The American Religion: The Emergence of the Post-Christian Nation was published by Simon & Schuster in 1992 and is Bloom’s most original work of cultural criticism — an argument that American religious experience, despite its ostensibly Christian vocabulary, is actually a form of Gnosticism: an ancient heresy that locates the divine not in church, scripture, or community but in the individual soul’s direct experience of God.
Bloom examines the major American religious movements — Mormonism, Southern Baptist faith, Pentecostalism, Seventh-Day Adventism, Christian Science, Jehovah’s Witnesses, and various New Age spiritualities — and finds in each the same underlying pattern: a belief that the true self is divine, that it existed before the creation of the world, that it can have unmediated access to God without the intercession of clergy or creed, and that it is essentially solitary. This, Bloom argues, is the real American religion — not the content of any particular church’s doctrine but the shared assumption beneath all of them: that the individual self is God’s primary concern.
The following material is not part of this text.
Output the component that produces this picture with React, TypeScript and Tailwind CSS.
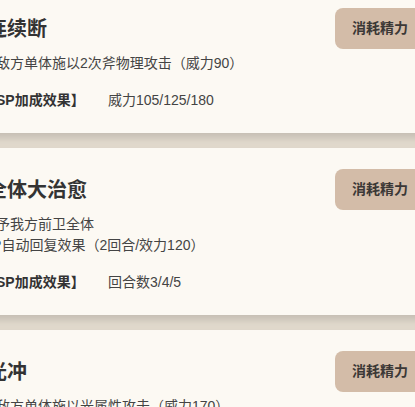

The book is brilliantly argued and deeply controversial: conservative Christians objected to being called Gnostics; liberal academics objected to the sympathetic treatment of Joseph Smith (Bloom considers him a genuine religious genius); everyone objected to something. But the thesis has proven remarkably durable: the idea that American religion is fundamentally about individual experience rather than communal belief has become a commonplace of religious studies, largely because Bloom articulated it so compellingly.
Collecting The American Religion
First edition (Simon & Schuster, New York, 1992): Cloth binding, dust jacket.